14. The failure analysis program according to claim 13, wherein the region setting process comprises setting a plurality of said analysis regions in correspondence to the reaction information with reference to the failure observed image, and

wherein the net information analyzing process comprises extracting a net passing each of the plurality of analysis regions, from the plurality of nets, and acquiring a passage count of the net through the analysis regions.

15. The failure analysis program according to claim 13, wherein the inspection information acquiring process comprises acquiring a pattern image being a normal observed image, in addition to the failure observed image, and the layout information acquiring process comprises acquiring a layout image as the layout information,

the failure analysis program letting the computer execute a position adjustment process of implementing position adjustment between the observed images including the pattern image and the failure observed image, and the layout image with reference to the pattern image and the layout image.
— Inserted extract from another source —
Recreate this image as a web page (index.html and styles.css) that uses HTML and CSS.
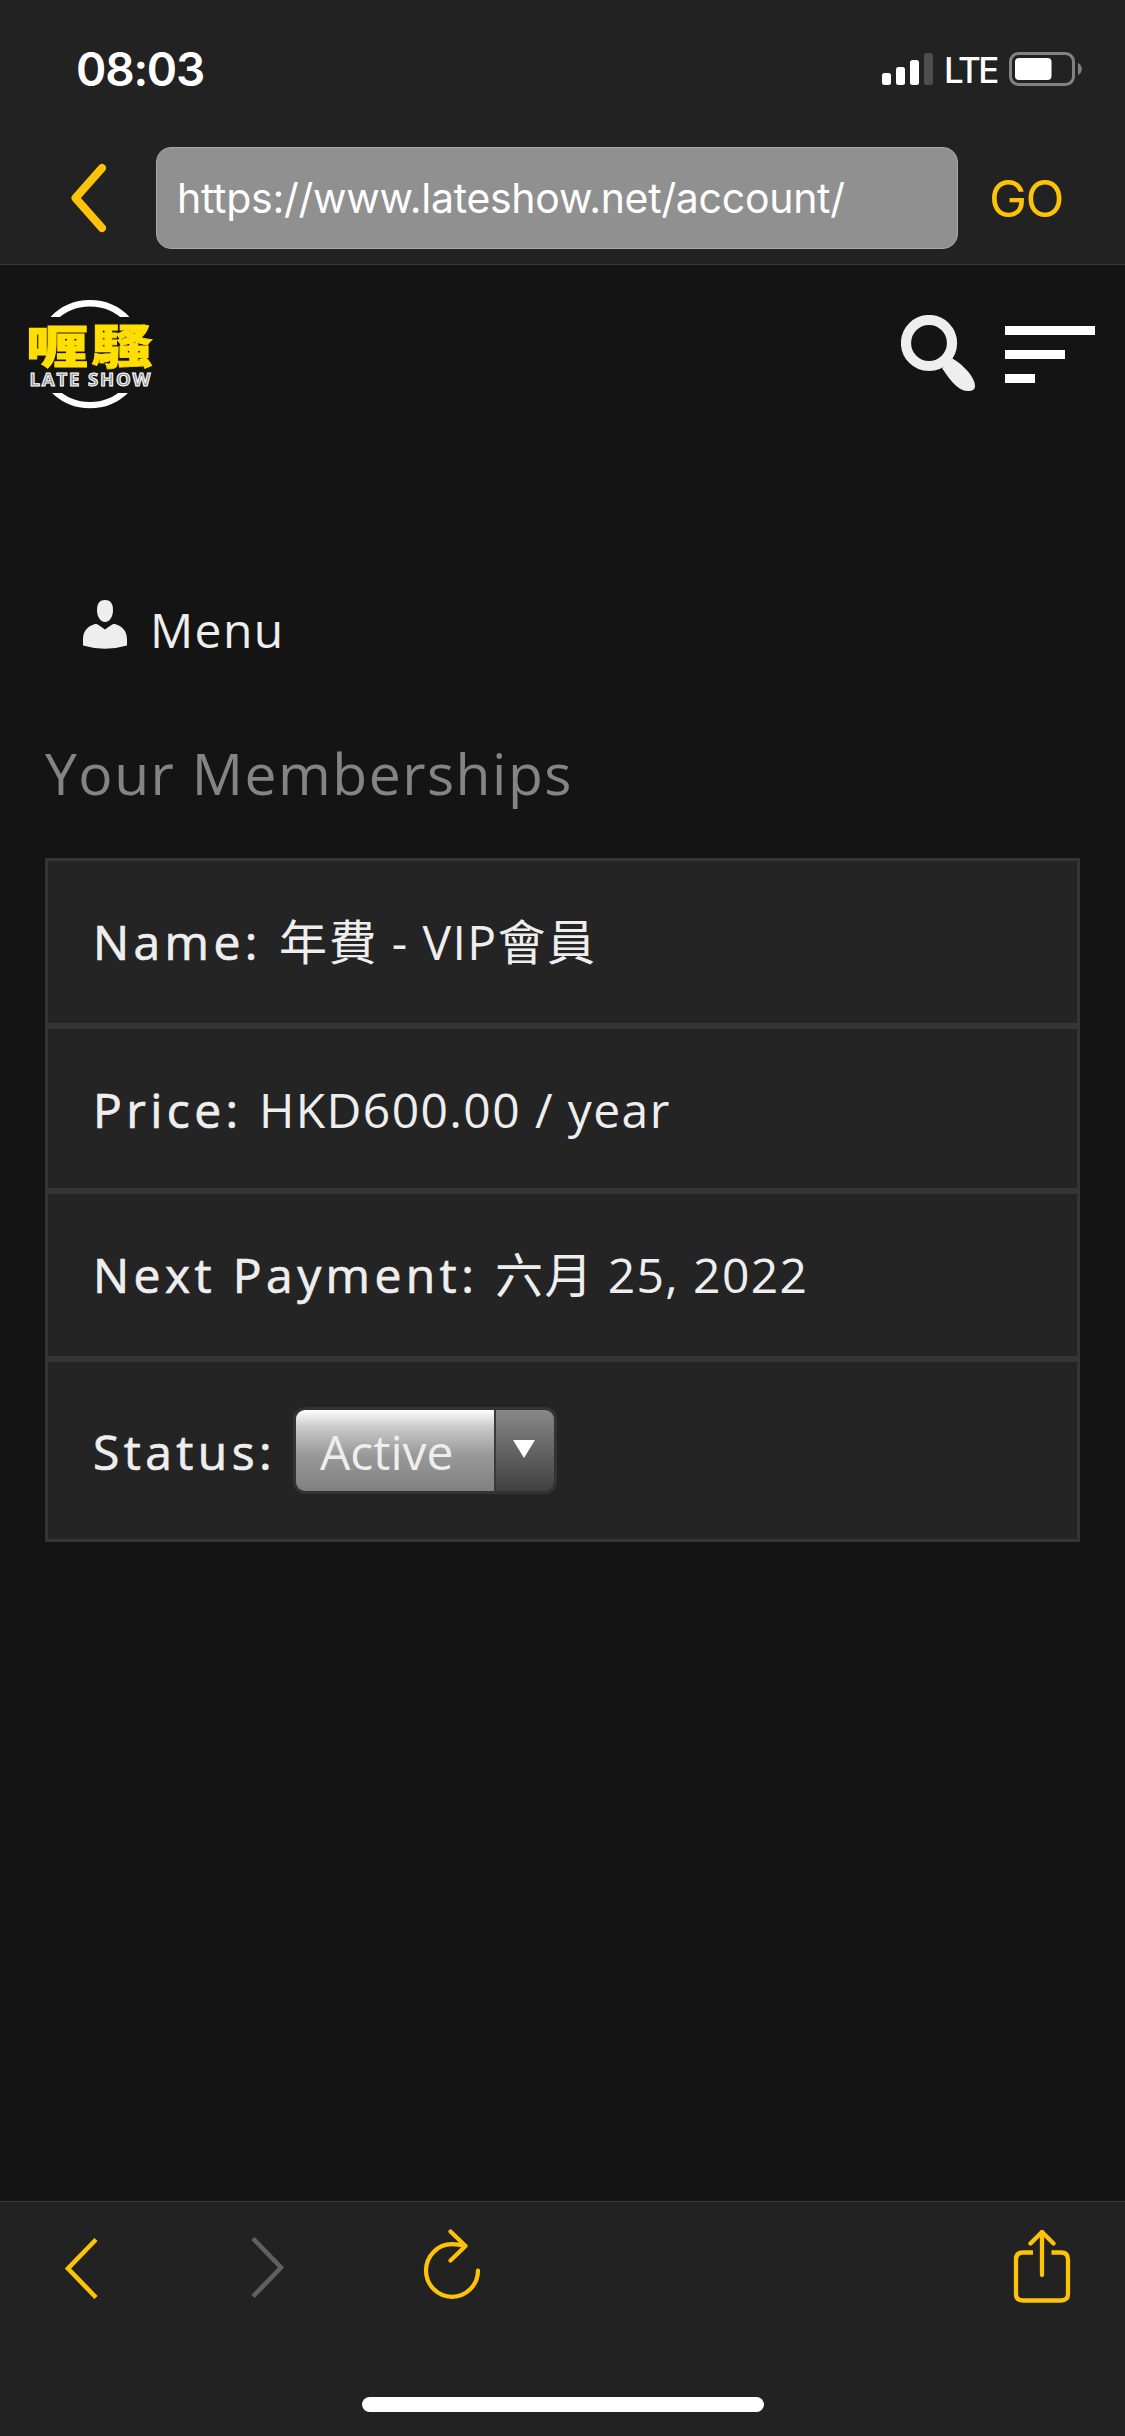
FILE: index.html
```html
<!DOCTYPE html>
<html lang="zh-Hant">
<head>
<meta charset="utf-8">
<title>Late Show – Account</title>
<link rel="stylesheet" href="styles.css">
</head>
<body>
<div class="screen">
  <header class="browser-top">
    <div class="status-bar">
      <span class="clock">08:03</span>
      <svg class="signal" width="51" height="32" viewBox="0 0 51 32" fill="#fff">
        <rect x="0" y="20" width="9" height="12" rx="2.5"/>
        <rect x="14" y="14" width="9" height="18" rx="2.5"/>
        <rect x="28" y="7" width="9" height="25" rx="2.5"/>
        <rect x="42" y="0" width="9" height="32" rx="2.5" fill="#4e4e4e"/>
      </svg>
      <span class="network">LTE</span>
      <svg class="battery" width="74" height="34" viewBox="0 0 74 34">
        <rect x="1.5" y="1.5" width="63" height="31" rx="8" fill="none" stroke="#828282" stroke-width="3"/>
        <rect x="6" y="6" width="36.500" height="22" rx="4" fill="#fff"/>
        <path d="M69 11c5 2 5 10 0 12z" fill="#828282"/>
      </svg>
    </div>
    <div class="address-bar">
      <svg class="back" width="36" height="70" viewBox="0 0 36 70" fill="none" stroke="#fcc309" stroke-width="8" stroke-linecap="round" stroke-linejoin="round"><path d="M32 5 5.500 35 32 65"/></svg>
      <div class="url"><span class="url-text">https://www.lateshow.net/account/</span></div>
      <span class="go">GO</span>
    </div>
  </header>

  <main class="page">
    <div class="site-header">
      <svg class="logo" width="126" height="112" viewBox="0 0 126 112">
        <g fill="none" stroke="#fff" stroke-width="6.400">
          <path d="M26 21A51.500 51.500 0 0 1 100 21"/>
          <path d="M27 92.500A51.500 51.500 0 0 0 99 92.500"/>
        </g>
        <rect x="18" y="19" width="90" height="76" fill="#141414"/>
        <text class="logo-zh" x="-1" y="64.500" textLength="62" lengthAdjust="spacingAndGlyphs">喱</text>
        <text class="logo-zh" x="64.500" y="64.500" textLength="61" lengthAdjust="spacingAndGlyphs">騷</text>
        <text class="logo-en" x="2.500" y="87.500" textLength="121">LATE SHOW</text>
      </svg>
      <svg class="search" width="76" height="78" viewBox="0 0 76 78">
        <circle cx="28" cy="28" r="23" fill="none" stroke="#eee" stroke-width="10.200"/>
        <path d="M41 53 51.500 43.500C64 51 74 63 74 71C74 75 71 76 67 76C59 76 51 69 41 53Z" fill="#eee"/>
      </svg>
      <div class="burger"><i class="bar"></i><i class="bar bar-mid"></i><i class="bar bar-short"></i></div>
    </div>

    <div class="account-menu">
      <svg class="person" width="44" height="49" viewBox="0 0 44 49" fill="#eee">
        <path d="M22 0C27 0 30 3 30 10C30 16 27 22 22 22C17 22 14 16 14 10C14 3 17 0 22 0Z"/>
        <path d="M12 24C15 24 17 26 22 29.500C27 26 29 24 32 24C39 26 44 31 44 39V45.500Q22 52 0 45.500V39C0 31 5 26 12 24Z"/>
      </svg>
      <span class="menu-text">Menu</span>
    </div>

    <h2 class="heading"><span class="heading-text">Your Memberships</span></h2>

    <div class="table">
      <div class="row row-name"><span class="label label-name">Name:</span><span class="value value-name">年費 - VIP會員</span></div>
      <div class="row row-price"><span class="label label-price">Price:</span><span class="value value-price">HKD600.00 / year</span></div>
      <div class="row row-next"><span class="label label-next">Next Payment:</span><span class="value value-next">六月 25, 2022</span></div>
      <div class="row row-status"><span class="label label-status">Status:</span>
        <div class="select">
          <span class="select-value">Active</span>
          <span class="select-arrow"><svg width="22" height="18" viewBox="0 0 22 18"><path d="M0 0H22L11 18Z" fill="#fff"/></svg></span>
        </div>
      </div>
    </div>
  </main>

  <footer class="toolbar">
    <div class="tools">
      <svg class="prev" width="36" height="64" viewBox="0 0 36 64" fill="none" stroke="#fcc309" stroke-width="4.600"><path d="M32 2.500 4 31.500 32 60.500"/></svg>
      <svg class="next" width="36" height="64" viewBox="0 0 36 64" fill="none" stroke="#606060" stroke-width="4.600"><path d="M4 1.500 32 30.500 4 59.500"/></svg>
      <svg class="reload" width="60" height="74" viewBox="0 0 60 74" fill="none" stroke="#fcc309" stroke-width="4.200" stroke-linecap="round" stroke-linejoin="round"><path d="M56 41.500A26 26.300 0 1 1 30 15.200Q37 15.200 43 17M28.500 2.500 43.500 17 28.500 31.500"/></svg>
      <svg class="share" width="58" height="74" viewBox="0 0 58 74" fill="none" stroke="#fcc309" stroke-width="4.300"><path d="M20 23.500H10Q3 23.500 3 30.500V65Q3 71.500 10 71.500H48Q55 71.500 55 65V30.500Q55 23.500 48 23.500H38.500"/><path d="M29 3V46M17.500 14.500 29 3 40.500 14.500" stroke-linecap="round" stroke-linejoin="round"/></svg>
    </div>
    <div class="home-indicator"></div>
  </footer>
</div>
</body>
</html>
```
FILE: styles.css
```css
* { box-sizing: border-box; }
body { margin: 0; background: #141414; }
svg { display: block; flex: none; }
.screen {
  width: 1125px;
  height: 2436px;
  display: flex;
  flex-direction: column;
  background: #141414;
  color: #eee;
  font-family: "Open Sans", "Noto Sans CJK TC", sans-serif;
  white-space: nowrap;
  overflow: hidden;
}

/* Status bar and address field */
.browser-top {
  height: 265px;
  flex: none;
  background: #222;
  border-bottom: 1px solid #3a3a3a;
  font-family: Inter, sans-serif;
}
.status-bar { height: 147px; display: flex; align-items: flex-start; padding: 52px 42px 0 76px; color: #fff; }
.clock { font-size: 46px; line-height: 34px; font-weight: 600; letter-spacing: -1.2px; margin-right: auto; }
.signal { margin: 1px 11px 0 0; }
.network { width: 65px; font-size: 35px; line-height: 37px; font-weight: 500; letter-spacing: -2.6px; }
.address-bar { height: 102px; display: flex; align-items: center; padding-left: 70px; }
.url {
  width: 802px;
  height: 102px;
  margin-left: 50px;
  padding-left: 20px;
  border: 1px solid #a8a8a8;
  border-radius: 15px;
  background: #909090;
  color: #fff;
  font-size: 41px;
  line-height: 101px;
  letter-spacing: -0.28px;
}
.go { margin-left: 31px; color: #fcc309; font-size: 51px; letter-spacing: -1.6px; line-height: 60px; padding-top: 1px; }

/* Site content */
.page { flex: 1; display: flex; flex-direction: column; }
.site-header { height: 178px; display: flex; align-items: flex-start; padding: 33px 30px 0 27px; }
.logo-zh { font: 900 46px "Noto Sans CJK TC", sans-serif; fill: #ffde00; stroke: #ffde00; stroke-width: 0.8px; }
.logo-en { font: 700 18.5px "Open Sans", sans-serif; fill: #888; stroke: #fff; stroke-width: 1.1px; }
.search { margin: 17px 28px 0 auto; }
.burger { display: flex; flex-direction: column; gap: 15px; width: 90px; margin-top: 28px; }
.bar { height: 9px; background: #fff; }
.bar-mid { width: 60px; }
.bar-short { width: 30px; }
.account-menu { height: 90px; margin-top: 157px; padding-left: 83px; display: flex; gap: 23px; font-size: 48px; line-height: 60px; letter-spacing: 1.4px; }
.heading { margin: 43px 0 0 45px; height: 125px; font-size: 57px; font-weight: 400; line-height: 80px; letter-spacing: 1.5px; color: #848484; }
.table {
  width: 1035px;
  margin-left: 45px;
  border: 3px solid #353535;
  background: #353535;
  display: grid;
  grid-template-rows: 162px 159px 162px 177px;
  row-gap: 6px;
  font-size: 48px;
}
.row { display: flex; align-items: center; padding-left: 45px; background: #242424; line-height: 64px; }
.row-price { padding-top: 2px; }
.label { letter-spacing: 4.4px; -webkit-text-stroke: 0.7px #eee; }
.value { letter-spacing: 1.4px; }
.label-name { width: 186px; }
.label-price { width: 166px; }
.label-next { width: 402px; }
.label-status { width: 200px; padding-top: 2px; }
.select {
  width: 264px;
  height: 87px;
  display: flex;
  border: 3px solid #333;
  border-radius: 12px;
  overflow: hidden;
}
.select-value {
  width: 198px;
  padding: 10px 0 0 24px;
  background: linear-gradient(#fff 0%, #ccc 20%, #999 55%, #808080 100%);
}
.select-arrow {
  flex: 1;
  padding: 30px 0 0 17px;
  border-left: 2px solid #3a3a3a;
  background: linear-gradient(#888, #404040);
}

/* Bottom toolbar */
.toolbar { flex: none; height: 235px; background: #222; border-top: 1px solid #3a3a3a; }
.tools { height: 195px; display: flex; align-items: flex-start; padding: 27px 54px 0 64px; }
.prev { margin-top: 8px; }
.next { margin: 8px 0 0 149px; }
.reload { margin-left: 137px; }
.share { margin-left: auto; }
.home-indicator { width: 402px; height: 15px; margin: 0 auto; border-radius: 8px; background: #fff; }
```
16. The failure analysis program according to claim 13, wherein the region setting process enables setting of an attribute for the analysis region.

17. The failure analysis program according to claim 16, wherein the net information analyzing process comprises selecting whether the analysis region is to be used in extraction of the net, with reference to the attribute set for the analysis region.

18. The failure analysis program according to claim 13, the program letting the computer execute an additional analysis information acquiring process of acquiring additional analysis information about the failure of the semiconductor device acquired by another analysis method.

19. The failure analysis program according to claim 13, wherein the information displaying process comprises letting the display means display a net list to display a list of nets extracted by the net information analyzing process, as the analysis result.